Written exercise: Restate each line word for word. Leave out every picture.
= = = = =
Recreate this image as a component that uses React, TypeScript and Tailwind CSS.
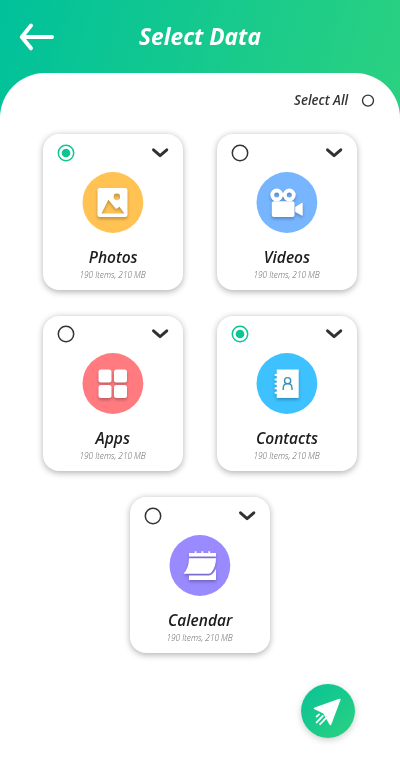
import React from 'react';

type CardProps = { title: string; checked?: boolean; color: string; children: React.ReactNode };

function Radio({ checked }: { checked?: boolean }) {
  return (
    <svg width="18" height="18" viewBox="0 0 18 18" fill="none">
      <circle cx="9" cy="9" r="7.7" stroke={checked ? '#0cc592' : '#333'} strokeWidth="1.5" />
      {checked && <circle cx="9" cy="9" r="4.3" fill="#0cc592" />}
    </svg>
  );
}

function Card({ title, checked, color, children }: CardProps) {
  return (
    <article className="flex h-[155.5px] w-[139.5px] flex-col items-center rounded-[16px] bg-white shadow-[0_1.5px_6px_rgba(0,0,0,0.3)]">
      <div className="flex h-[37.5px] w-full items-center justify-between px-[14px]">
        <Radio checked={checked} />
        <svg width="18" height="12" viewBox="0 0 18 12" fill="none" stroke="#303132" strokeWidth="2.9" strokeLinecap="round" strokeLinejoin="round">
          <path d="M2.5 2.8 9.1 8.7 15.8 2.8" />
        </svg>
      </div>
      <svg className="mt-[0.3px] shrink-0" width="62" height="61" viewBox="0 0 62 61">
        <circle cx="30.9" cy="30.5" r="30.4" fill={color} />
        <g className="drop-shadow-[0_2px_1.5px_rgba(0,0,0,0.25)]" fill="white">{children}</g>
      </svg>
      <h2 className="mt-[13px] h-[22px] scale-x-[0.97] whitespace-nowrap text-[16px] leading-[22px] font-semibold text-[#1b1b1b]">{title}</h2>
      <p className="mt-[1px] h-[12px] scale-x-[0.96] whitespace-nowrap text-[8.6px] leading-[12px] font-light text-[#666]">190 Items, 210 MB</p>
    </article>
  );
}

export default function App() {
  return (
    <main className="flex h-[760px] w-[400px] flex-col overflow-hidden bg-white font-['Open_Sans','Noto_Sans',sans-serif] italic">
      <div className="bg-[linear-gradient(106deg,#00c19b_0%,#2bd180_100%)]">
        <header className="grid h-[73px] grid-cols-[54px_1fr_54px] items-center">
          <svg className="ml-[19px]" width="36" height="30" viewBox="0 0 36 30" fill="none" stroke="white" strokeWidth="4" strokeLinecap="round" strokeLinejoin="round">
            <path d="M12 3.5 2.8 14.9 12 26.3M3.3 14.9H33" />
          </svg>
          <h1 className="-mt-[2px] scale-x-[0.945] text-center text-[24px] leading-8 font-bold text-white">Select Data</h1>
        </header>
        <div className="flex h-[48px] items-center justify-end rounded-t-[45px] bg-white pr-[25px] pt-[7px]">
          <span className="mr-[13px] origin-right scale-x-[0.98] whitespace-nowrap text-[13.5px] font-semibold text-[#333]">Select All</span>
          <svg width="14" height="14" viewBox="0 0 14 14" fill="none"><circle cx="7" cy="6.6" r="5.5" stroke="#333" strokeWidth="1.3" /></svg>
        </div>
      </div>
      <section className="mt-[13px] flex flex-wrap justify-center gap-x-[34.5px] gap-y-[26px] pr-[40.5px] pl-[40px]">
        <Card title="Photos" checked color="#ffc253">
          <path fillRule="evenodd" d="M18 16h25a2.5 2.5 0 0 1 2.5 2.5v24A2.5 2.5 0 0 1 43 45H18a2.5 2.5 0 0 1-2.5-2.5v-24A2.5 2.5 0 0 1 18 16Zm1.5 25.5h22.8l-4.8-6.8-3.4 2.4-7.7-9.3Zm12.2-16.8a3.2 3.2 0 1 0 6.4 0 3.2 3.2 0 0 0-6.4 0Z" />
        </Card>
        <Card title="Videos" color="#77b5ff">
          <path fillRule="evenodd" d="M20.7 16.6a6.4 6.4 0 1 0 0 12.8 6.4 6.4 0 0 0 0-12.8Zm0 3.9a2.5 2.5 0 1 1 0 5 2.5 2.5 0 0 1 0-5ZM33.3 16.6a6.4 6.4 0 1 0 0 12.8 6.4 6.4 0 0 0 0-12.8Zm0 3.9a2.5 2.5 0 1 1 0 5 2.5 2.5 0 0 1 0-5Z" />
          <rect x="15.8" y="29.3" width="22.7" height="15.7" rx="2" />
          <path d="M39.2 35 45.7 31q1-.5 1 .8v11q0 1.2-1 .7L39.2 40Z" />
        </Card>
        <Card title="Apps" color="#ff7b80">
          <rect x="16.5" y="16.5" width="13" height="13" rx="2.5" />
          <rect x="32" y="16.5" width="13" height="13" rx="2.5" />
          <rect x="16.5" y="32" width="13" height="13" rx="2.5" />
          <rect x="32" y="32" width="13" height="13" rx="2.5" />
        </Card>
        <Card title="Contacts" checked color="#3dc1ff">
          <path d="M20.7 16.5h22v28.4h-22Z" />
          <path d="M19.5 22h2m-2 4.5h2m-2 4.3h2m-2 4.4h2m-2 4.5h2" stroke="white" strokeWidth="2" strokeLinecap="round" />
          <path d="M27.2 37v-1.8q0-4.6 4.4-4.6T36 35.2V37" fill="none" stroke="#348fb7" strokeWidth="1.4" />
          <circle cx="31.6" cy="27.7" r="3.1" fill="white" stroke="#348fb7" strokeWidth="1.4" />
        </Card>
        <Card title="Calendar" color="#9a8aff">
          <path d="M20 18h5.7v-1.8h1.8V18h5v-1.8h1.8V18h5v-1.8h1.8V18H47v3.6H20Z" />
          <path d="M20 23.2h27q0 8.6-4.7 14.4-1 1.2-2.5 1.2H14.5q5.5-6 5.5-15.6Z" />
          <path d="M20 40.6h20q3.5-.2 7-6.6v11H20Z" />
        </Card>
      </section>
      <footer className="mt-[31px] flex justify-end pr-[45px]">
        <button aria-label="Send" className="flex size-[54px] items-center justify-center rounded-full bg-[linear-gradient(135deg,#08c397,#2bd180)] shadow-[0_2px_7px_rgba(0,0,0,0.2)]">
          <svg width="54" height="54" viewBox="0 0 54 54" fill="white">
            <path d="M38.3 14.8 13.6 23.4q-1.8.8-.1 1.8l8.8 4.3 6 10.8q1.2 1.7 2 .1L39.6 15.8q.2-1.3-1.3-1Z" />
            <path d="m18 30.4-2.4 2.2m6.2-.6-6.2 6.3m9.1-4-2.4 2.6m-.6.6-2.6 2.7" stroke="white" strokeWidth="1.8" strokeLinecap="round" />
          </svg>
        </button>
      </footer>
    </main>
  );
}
= = = = =
Result for this exercise:
Recreate this image as a component that uses React, TypeScript and Tailwind CSS.
import React from 'react';

type CardProps = { title: string; checked?: boolean; color: string; children: React.ReactNode };

function Radio({ checked }: { checked?: boolean }) {
  return (
    <svg width="18" height="18" viewBox="0 0 18 18" fill="none">
      <circle cx="9" cy="9" r="7.7" stroke={checked ? '#0cc592' : '#333'} strokeWidth="1.5" />
      {checked && <circle cx="9" cy="9" r="4.3" fill="#0cc592" />}
    </svg>
  );
}

function Card({ title, checked, color, children }: CardProps) {
  return (
    <article className="flex h-[155.5px] w-[139.5px] flex-col items-center rounded-[16px] bg-white shadow-[0_1.5px_6px_rgba(0,0,0,0.3)]">
      <div className="flex h-[37.5px] w-full items-center justify-between px-[14px]">
        <Radio checked={checked} />
        <svg width="18" height="12" viewBox="0 0 18 12" fill="none" stroke="#303132" strokeWidth="2.9" strokeLinecap="round" strokeLinejoin="round">
          <path d="M2.5 2.8 9.1 8.7 15.8 2.8" />
        </svg>
      </div>
      <svg className="mt-[0.3px] shrink-0" width="62" height="61" viewBox="0 0 62 61">
        <circle cx="30.9" cy="30.5" r="30.4" fill={color} />
        <g className="drop-shadow-[0_2px_1.5px_rgba(0,0,0,0.25)]" fill="white">{children}</g>
      </svg>
      <h2 className="mt-[13px] h-[22px] scale-x-[0.97] whitespace-nowrap text-[16px] leading-[22px] font-semibold text-[#1b1b1b]">{title}</h2>
      <p className="mt-[1px] h-[12px] scale-x-[0.96] whitespace-nowrap text-[8.6px] leading-[12px] font-light text-[#666]">190 Items, 210 MB</p>
    </article>
  );
}

export default function App() {
  return (
    <main className="flex h-[760px] w-[400px] flex-col overflow-hidden bg-white font-['Open_Sans','Noto_Sans',sans-serif] italic">
      <div className="bg-[linear-gradient(106deg,#00c19b_0%,#2bd180_100%)]">
        <header className="grid h-[73px] grid-cols-[54px_1fr_54px] items-center">
          <svg className="ml-[19px]" width="36" height="30" viewBox="0 0 36 30" fill="none" stroke="white" strokeWidth="4" strokeLinecap="round" strokeLinejoin="round">
            <path d="M12 3.5 2.8 14.9 12 26.3M3.3 14.9H33" />
          </svg>
          <h1 className="-mt-[2px] scale-x-[0.945] text-center text-[24px] leading-8 font-bold text-white">Select Data</h1>
        </header>
        <div className="flex h-[48px] items-center justify-end rounded-t-[45px] bg-white pr-[25px] pt-[7px]">
          <span className="mr-[13px] origin-right scale-x-[0.98] whitespace-nowrap text-[13.5px] font-semibold text-[#333]">Select All</span>
          <svg width="14" height="14" viewBox="0 0 14 14" fill="none"><circle cx="7" cy="6.6" r="5.5" stroke="#333" strokeWidth="1.3" /></svg>
        </div>
      </div>
      <section className="mt-[13px] flex flex-wrap justify-center gap-x-[34.5px] gap-y-[26px] pr-[40.5px] pl-[40px]">
        <Card title="Photos" checked color="#ffc253">
          <path fillRule="evenodd" d="M18 16h25a2.5 2.5 0 0 1 2.5 2.5v24A2.5 2.5 0 0 1 43 45H18a2.5 2.5 0 0 1-2.5-2.5v-24A2.5 2.5 0 0 1 18 16Zm1.5 25.5h22.8l-4.8-6.8-3.4 2.4-7.7-9.3Zm12.2-16.8a3.2 3.2 0 1 0 6.4 0 3.2 3.2 0 0 0-6.4 0Z" />
        </Card>
        <Card title="Videos" color="#77b5ff">
          <path fillRule="evenodd" d="M20.7 16.6a6.4 6.4 0 1 0 0 12.8 6.4 6.4 0 0 0 0-12.8Zm0 3.9a2.5 2.5 0 1 1 0 5 2.5 2.5 0 0 1 0-5ZM33.3 16.6a6.4 6.4 0 1 0 0 12.8 6.4 6.4 0 0 0 0-12.8Zm0 3.9a2.5 2.5 0 1 1 0 5 2.5 2.5 0 0 1 0-5Z" />
          <rect x="15.8" y="29.3" width="22.7" height="15.7" rx="2" />
          <path d="M39.2 35 45.7 31q1-.5 1 .8v11q0 1.2-1 .7L39.2 40Z" />
        </Card>
        <Card title="Apps" color="#ff7b80">
          <rect x="16.5" y="16.5" width="13" height="13" rx="2.5" />
          <rect x="32" y="16.5" width="13" height="13" rx="2.5" />
          <rect x="16.5" y="32" width="13" height="13" rx="2.5" />
          <rect x="32" y="32" width="13" height="13" rx="2.5" />
        </Card>
        <Card title="Contacts" checked color="#3dc1ff">
          <path d="M20.7 16.5h22v28.4h-22Z" />
          <path d="M19.5 22h2m-2 4.5h2m-2 4.3h2m-2 4.4h2m-2 4.5h2" stroke="white" strokeWidth="2" strokeLinecap="round" />
          <path d="M27.2 37v-1.8q0-4.6 4.4-4.6T36 35.2V37" fill="none" stroke="#348fb7" strokeWidth="1.4" />
          <circle cx="31.6" cy="27.7" r="3.1" fill="white" stroke="#348fb7" strokeWidth="1.4" />
        </Card>
        <Card title="Calendar" color="#9a8aff">
          <path d="M20 18h5.7v-1.8h1.8V18h5v-1.8h1.8V18h5v-1.8h1.8V18H47v3.6H20Z" />
          <path d="M20 23.2h27q0 8.6-4.7 14.4-1 1.2-2.5 1.2H14.5q5.5-6 5.5-15.6Z" />
          <path d="M20 40.6h20q3.5-.2 7-6.6v11H20Z" />
        </Card>
      </section>
      <footer className="mt-[31px] flex justify-end pr-[45px]">
        <button aria-label="Send" className="flex size-[54px] items-center justify-center rounded-full bg-[linear-gradient(135deg,#08c397,#2bd180)] shadow-[0_2px_7px_rgba(0,0,0,0.2)]">
          <svg width="54" height="54" viewBox="0 0 54 54" fill="white">
            <path d="M38.3 14.8 13.6 23.4q-1.8.8-.1 1.8l8.8 4.3 6 10.8q1.2 1.7 2 .1L39.6 15.8q.2-1.3-1.3-1Z" />
            <path d="m18 30.4-2.4 2.2m6.2-.6-6.2 6.3m9.1-4-2.4 2.6m-.6.6-2.6 2.7" stroke="white" strokeWidth="1.8" strokeLinecap="round" />
          </svg>
        </button>
      </footer>
    </main>
  );
}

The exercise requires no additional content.